SPA-FRANCORCHAMPS, Belgium -- Tyre management is likely to be the key to success at the Belgian Grand Prix after teams and drivers have struggled to cope with the unusually high tyre pressures prescribed by Pirelli this weekend.
Pirelli prescribes the tyre pressures ahead of each grand prix weekend and since two tyre failures at the Belgian Grand Prix last year, those numbers have been enforced by the FIA to ensure tyres are not pushed beyond their limit. This weekend the pressures are set at 23.5 PSI at the front and 22 PSI at the rear, but several drivers have complained they are too high, resulting in overheating, blistering and high levels of performance degradation.
"The pressures are unbelievably high," McLaren driver Jenson Button said. "It's amazing what we have to do to get these tyres in the working window. If you push on your outlap they are done by Turn 3 with blistering and overheating. What we have to do is crazy and I've never had to do this before in my F1 career.
"It's the pressures, obviously it's not helped by the temperatures, but we go to hot countries and I think Pirelli know that. It's a shame we are so high with the pressures because we are in a position at the moment where you can't push the car, you are just rolling around the whole time with the tyre."
Pirelli motorsport boss Paul Hembery said the unusually high temperatures at Spa-Francorchamps this weekend -- which have been around 32-35C, but were slightly cooler on race day morning -- are also contributing to the high degradation levels.
"The high track temperatures have increased the wear and degradation rates on a circuit that is already very demanding on tyres," he said. "We're expecting two or three pit stops per car, depending on degradation rates."
But Williams head of vehicle performance, Rob Smedley, said the pressures are the key contributing factor to degradation, regardless of temperatures.
"If there's any talk about the tyres there will be certain quarters that come here and defend it because it's unnaturally hot, but we shouldn't hide behind the fact that running 24 PSI round here gives us massive degradation," he said. "The modulus [tyre compound choices] is slightly on the more aggressive side, but the pressures are the principle reasons why we are having high degradation. It's a simple fact and we shouldn't hide behind anything that might help out certain quarters.
"We were upwards of trying to bleed off 30 seconds on the outlap [during qualifying], which is not normal at all. But with the very high starting pressures that we are obliged to run, it means that on track, even on one timed lap, we are still well above 22 PSI and on the longer runs, without management, they can get up to 24 or 25, as we saw in Firday practice.
"It's an area of the tyre we don't usually explore. For us we are desperate to try and get the pressures down because there is more performance and we understand the tyres more at those pressures, so we can act accordingly. It's a problem for all of us."
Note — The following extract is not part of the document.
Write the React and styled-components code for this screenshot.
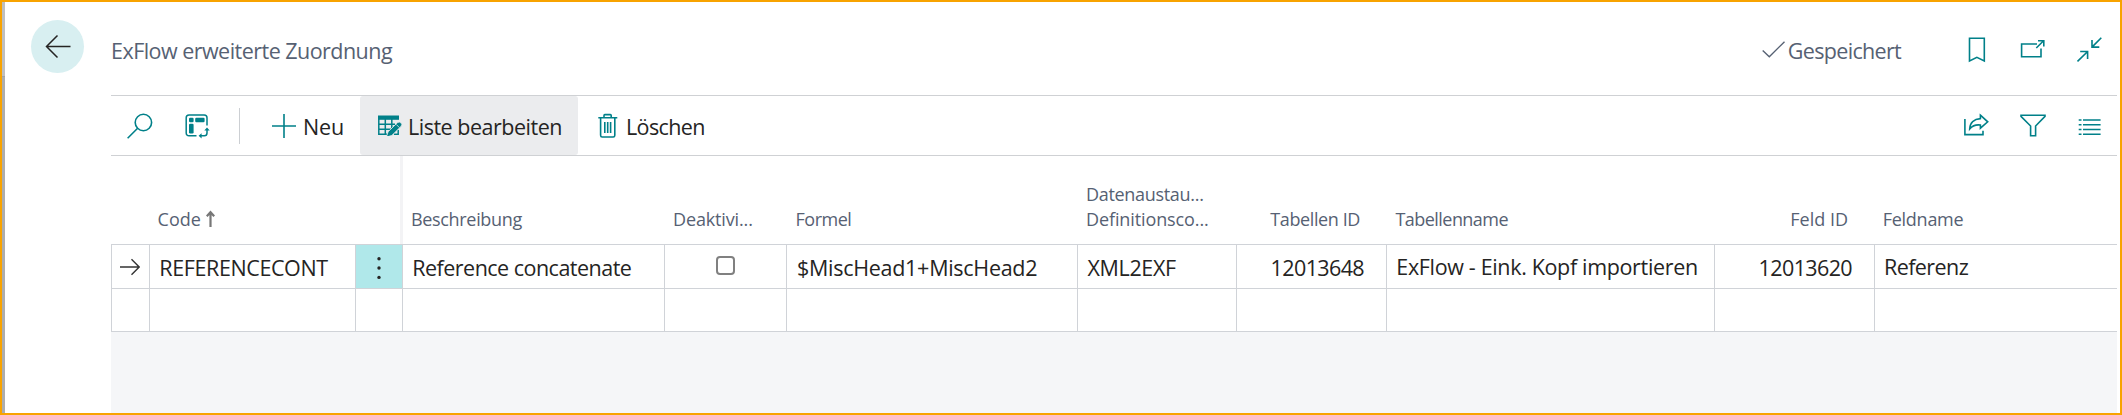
import React from "react";
import styled, { createGlobalStyle } from "styled-components";

const teal = "#008089";
const line = "#d0d3d8";

const GlobalStyle = createGlobalStyle`
  *, *::before, *::after { box-sizing: border-box; }
  body { margin: 0; background: #fff; font-family: "Open Sans", "Noto Sans", sans-serif; }
  button { font: inherit; color: inherit; background: none; border: 0; padding: 0; }
`;

const Frame = styled.div`
  display: flex;
  width: 2122px;
  height: 415px;
  border: 2px solid #f8a300;
  background: #fff;
  padding-right: 3px;
`;

const Edge = styled.div`
  width: 3px;
  background: linear-gradient(#bfbfbf 0 74px, #a3a3a3 74px 75px, #adadad 75px);
`;

const Side = styled.div`
  width: 106px;
  padding: 18px 0 0 26px;
`;

const BackButton = styled.button`
  display: block;
  width: 53px;
  height: 53px;
  border-radius: 50%;
  background: #d8eff1;
`;

const Main = styled.main`
  flex: 1;
  min-width: 0;
  display: flex;
  flex-direction: column;
`;

const Label = styled.span`
  font-size: 21.5px;
  line-height: 30px;
  white-space: nowrap;
  letter-spacing: ${(p) => p.$track || 0}px;
`;

const Header = styled.header`
  display: flex;
  height: 93px;
  color: #566173;
`;

const Title = styled(Label).attrs({ as: "h1" })`
  margin: 34px auto 0 0;
  font-weight: 400;
`;

const Status = styled.div`
  display: flex;
  gap: 2px;
  padding-top: 34px;
  margin-right: 60px;
`;

const HeaderTools = styled.div`
  display: flex;
  gap: 26px;
  padding: 32px 8px 0 0;
`;

const Svg = styled.svg`
  display: block;
  flex: none;
  fill: none;
  stroke: ${(p) => p.$color || teal};
  stroke-width: ${(p) => p.$weight || 1.6};
`;

const Toolbar = styled.div`
  display: flex;
  height: 61px;
  border: solid #cfd1d4;
  border-width: 1px 0;
`;

const IconButton = styled.button`
  width: ${(p) => p.$width || 57}px;
  display: flex;
  align-items: center;
  justify-content: center;
`;

const Divider = styled.div`
  width: 1px;
  height: 36px;
  margin: 12px 20px 0 14px;
  background: #cccfd3;
`;

const Action = styled.button`
  display: flex;
  align-items: center;
  width: ${(p) => p.$width}px;
  padding-left: ${(p) => p.$inset}px;
  gap: ${(p) => p.$gap}px;
  color: #252423;
  border-radius: 3px;
  background: ${(p) => (p.$active ? "#ebecee" : "transparent")};
  ${Label} { margin-top: 3px; }
`;

const EndTools = styled.div`
  display: flex;
  align-items: center;
  gap: 26px;
  margin-left: auto;
  padding-right: 8px;
`;

const Row = styled.div`
  display: grid;
  grid-template-columns: 38px 206px 47px 262px 122px 291px 159px 150px 328px 160px 1fr;
  flex: none;
  height: ${(p) => p.$height}px;
`;

const HeadCell = styled.div`
  display: flex;
  flex-direction: ${(p) => (p.$stacked ? "column" : "row")};
  align-items: ${(p) => (p.$stacked ? "flex-start" : "flex-end")};
  justify-content: ${(p) => (p.$stacked || p.$right ? "flex-end" : "flex-start")};
  gap: ${(p) => (p.$stacked ? 0 : 5)}px;
  padding: 0 ${(p) => p.$right || 0}px 12px ${(p) => (p.$right ? 0 : p.$left)}px;
  ${(p) => p.$frozen && "border-right: 3px solid #f3f3f5; margin-right: -1px;"}
`;

const HeadLabel = styled(Label)`
  font-size: 18px;
  line-height: 25px;
  color: #566173;
`;

const Cell = styled.div`
  display: flex;
  padding: ${(p) => p.$top ?? 8}px ${(p) => p.$right || 0}px 0 ${(p) => p.$left || 0}px;
  justify-content: ${(p) => (p.$right ? "flex-end" : "flex-start")};
  border-left: 1px solid ${line};
  border-top: 1px solid ${line};
  background: ${(p) => (p.$selected ? "#b0e8ea" : "#fff")};
  color: #252423;
`;

const Checkbox = styled.span`
  width: 19px;
  height: 19px;
  border: 2px solid #808080;
  border-radius: 4px;
`;

const Filler = styled.div`
  flex: 1;
  border-top: 1px solid ${line};
  background: #f5f6f8;
`;

const Icon = ({ box, children, ...rest }) => {
  const [, , w, h] = box.split(" ");
  return (
    <Svg viewBox={box} width={w} height={h} aria-hidden="true" {...rest}>
      {children}
    </Svg>
  );
};

const BackIcon = () => (
  <Icon box="0 0 53 53" $color="#252423" $weight={1.5}>
    <path d="M39.5 26.5H15.5M26.5 15.5L15.5 26.5L26.5 37.5" />
  </Icon>
);
const CheckIcon = () => (
  <Icon box="0 0 24 30" $color="#566173" $weight={1.4}>
    <path d="M.7 14.5L7.3 20.7L22.5 5.7" />
  </Icon>
);
const BookmarkIcon = () => (
  <Icon box="0 0 32 32">
    <path d="M8.5 4.2H23.3V27L15.9 23.4L8.5 27Z" />
  </Icon>
);
const PopoutIcon = () => (
  <Icon box="0 0 32 32">
    <path d="M18 10H2.6V22.7H22V14.6M17.3 14L24.6 6.8M19 6.8H24.8V12.6" />
  </Icon>
);
const CollapseIcon = () => (
  <Icon box="0 0 32 32">
    <path d="M24.3 3.8L15 13.1M15 6V13.1H22.3M.5 27.5L10.4 17.7M3.2 17.5H10.6V25" />
  </Icon>
);
const SearchIcon = () => (
  <Icon box="0 0 28 28">
    <circle cx="17.4" cy="10.5" r="8.2" />
    <path d="M11.6 16.3L1.6 26.3" />
  </Icon>
);
const LayoutIcon = () => (
  <Icon box="0 0 26 26" $weight={1.5}>
    <path d="M12.5 22.8H5C3.2 22.8 2.2 21.7 2.2 20V4.8C2.2 3.1 3.2 2 5 2H20.2C22 2 23 3.1 23 4.8V12.5" />
    <g fill={teal} stroke="none">
      <rect x="5" y="4.7" width="4.6" height="4.6" rx="1.2" />
      <rect x="11.2" y="4.7" width="9.4" height="4.6" rx="1.2" />
      <rect x="5" y="10.8" width="4.6" height="9.6" rx="1.2" />
    </g>
    <path d="M23 16V20C23 21.7 22 22.8 20.4 22.8H16" />
    <path d="M20.3 17.4L23 14.4L25.7 17.4ZM17.6 20.2L14.6 22.8L17.6 25.4Z" fill={teal} stroke="none" />
  </Icon>
);
const PlusIcon = () => (
  <Icon box="0 0 24 24">
    <path d="M0 12H24M12 0V24" />
  </Icon>
);
const EditListIcon = () => (
  <Icon box="0 0 25 21" $weight={1.5}>
    <path d="M.8 1V19.3H10M.8 9.2H17M.8 14.3H13M7.3 4V19.3M13.8 4V13" />
    <path d="M0 .5H21V4.8H0Z" fill={teal} stroke="none" />
    <path d="M16 19.3H20.2V15" />
    <path d="M8.6 21.4L10.1 16.8L19.3 7.8Q21.3 6.2 23 7.8Q24.6 9.6 23 11.4L13.9 20.4L8.6 22Z" fill={teal} stroke="#ebecee" strokeWidth=".8" />
    <path d="M18.2 9.4L21.4 12.6" stroke="#ebecee" strokeWidth=".8" />
  </Icon>
);
const TrashIcon = () => (
  <Icon box="0 0 20 26">
    <path d="M.3 4.8H19.3M6 4.6V2.4Q6 1.6 6.8 1.6H12.4Q13.2 1.6 13.2 2.4V4.6M2.6 5V22.3Q2.6 24 4.2 24H15.2Q16.8 24 16.8 22.3V5M6.8 9V20M9.7 9V20M12.6 9V20" />
  </Icon>
);
const ShareIcon = () => (
  <Icon box="0 0 32 32">
    <path d="M3.9 9V24.6H22V20.8" />
    <path d="M19.4 5.2L26.7 11.8L19.4 18.2V15C14.5 14.4 11.5 15.6 8.7 18.9C8.9 13 13 9 19.4 8.6Z" />
  </Icon>
);
const FilterIcon = () => (
  <Icon box="0 0 32 32">
    <path d="M2 5.3H26V6.4L16.6 16V25.8H11.6V16L2 6.4Z" />
  </Icon>
);
const ListIcon = () => (
  <Icon box="0 0 32 32">
    <path d="M1.7 10H4.5M1.7 14.8H4.5M1.7 19.5H4.5M1.7 24.3H4.5M6 10H23.6M6 14.8H23.6M6 19.5H23.6M6 24.3H23.6" />
  </Icon>
);
const SortIcon = () => (
  <Icon box="0 0 9 25" $color="#777" $weight={2.2}>
    <path d="M4.5 20V5M.8 9.2L4.5 5.2L8.2 9.2" />
  </Icon>
);
const RowArrowIcon = () => (
  <Icon box="0 0 20 18" $color="#333" $weight={1.4}>
    <path d="M0 9H19M11.5 1.3L19.2 9L11.5 16.7" />
  </Icon>
);
const MoreIcon = () => (
  <Icon box="0 0 6 24" $color="none">
    <g fill="#252423">
      <circle cx="3" cy="2.7" r="1.7" />
      <circle cx="3" cy="12" r="1.7" />
      <circle cx="3" cy="21.4" r="1.7" />
    </g>
  </Icon>
);

export default function App() {
  return (
    <>
      <GlobalStyle />
      <Frame>
        <Edge />
        <Side>
          <BackButton aria-label="Zurück"><BackIcon /></BackButton>
        </Side>
        <Main>
          <Header>
            <Title $track={-0.53}>ExFlow erweiterte Zuordnung</Title>
            <Status>
              <CheckIcon />
              <Label $track={-0.68}>Gespeichert</Label>
            </Status>
            <HeaderTools>
              <BookmarkIcon />
              <PopoutIcon />
              <CollapseIcon />
            </HeaderTools>
          </Header>
          <Toolbar>
            <IconButton><SearchIcon /></IconButton>
            <IconButton><LayoutIcon /></IconButton>
            <Divider />
            <Action $width={100} $inset={12} $gap={7}>
              <PlusIcon />
              <Label $track={-0.15}>Neu</Label>
            </Action>
            <Action $width={218} $inset={18} $gap={5} $active>
              <EditListIcon />
              <Label $track={-0.49}>Liste bearbeiten</Label>
            </Action>
            <Action $width={150} $inset={20} $gap={8}>
              <TrashIcon />
              <Label $track={-0.62}>Löschen</Label>
            </Action>
            <EndTools>
              <ShareIcon />
              <FilterIcon />
              <ListIcon />
            </EndTools>
          </Toolbar>

          <Row $height={88}>
            <HeadCell />
            <HeadCell $left={8.5}>
              <HeadLabel $track={0.05}>Code</HeadLabel>
              <SortIcon />
            </HeadCell>
            <HeadCell $frozen />
            <HeadCell $left={9}><HeadLabel $track={-0.33}>Beschreibung</HeadLabel></HeadCell>
            <HeadCell $left={9}><HeadLabel $track={-0.14}>Deaktivi...</HeadLabel></HeadCell>
            <HeadCell $left={9.5}><HeadLabel $track={-0.48}>Formel</HeadLabel></HeadCell>
            <HeadCell $left={9} $stacked>
              <HeadLabel $track={-0.31}>Datenaustau...</HeadLabel>
              <HeadLabel $track={-0.11}>Definitionsco...</HeadLabel>
            </HeadCell>
            <HeadCell $right={26}><HeadLabel $track={-0.4}>Tabellen ID</HeadLabel></HeadCell>
            <HeadCell $left={9.5}><HeadLabel $track={-0.55}>Tabellenname</HeadLabel></HeadCell>
            <HeadCell $right={26}><HeadLabel>Feld ID</HeadLabel></HeadCell>
            <HeadCell $left={8.7}><HeadLabel $track={-0.26}>Feldname</HeadLabel></HeadCell>
          </Row>

          <Row $height={44}>
            <Cell $left={8} $top={12.5}><RowArrowIcon /></Cell>
            <Cell $left={9.3}><Label $track={-0.39}>REFERENCECONT</Label></Cell>
            <Cell $left={20} $top={11} $selected><MoreIcon /></Cell>
            <Cell $left={9.2}><Label $track={-0.51}>Reference concatenate</Label></Cell>
            <Cell $left={51} $top={11}><Checkbox /></Cell>
            <Cell $left={10}><Label $track={-0.28}>$MiscHead1+MiscHead2</Label></Cell>
            <Cell $left={9.5}><Label $track={-0.36}>XML2EXF</Label></Cell>
            <Cell $right={22}><Label $track={-0.62}>12013648</Label></Cell>
            <Cell $left={9.3} $top={7}><Label $track={-0.34}>ExFlow - Eink. Kopf importieren</Label></Cell>
            <Cell $right={22}><Label $track={-0.62}>12013620</Label></Cell>
            <Cell $left={9} $top={7}><Label $track={-0.58}>Referenz</Label></Cell>
          </Row>
          <Row $height={43}>
            {Array.from({ length: 11 }, (_, i) => <Cell key={i} />)}
          </Row>
          <Filler />
        </Main>
      </Frame>
    </>
  );
}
Lewis Hamilton has already made clear that he expects to struggle with the tyres as he comes through the field from 21st on the grid, with the challenge of following in another car's dirty air making tyre management all the more difficult. Two or three stop strategies have been predicted by Pirelli, but Hamilton could have an ace up his sleeve after saving three sets of brand new soft tyres for the race -- a compound designed to work in high temperatures, unlike the super-soft and mediums.
Meanwhile, team-mate Nico Rosberg on pole position will start on the soft tyres and has two sets of new medium compound tyres available for the race, as well as one fresh set of softs. The two Ferraris and Daniel Ricciardo will also start the race on softs, but the rest of the top ten must use the super-soft, which is only expected to last a handful of laps, after using it to set their fastest time in Q2.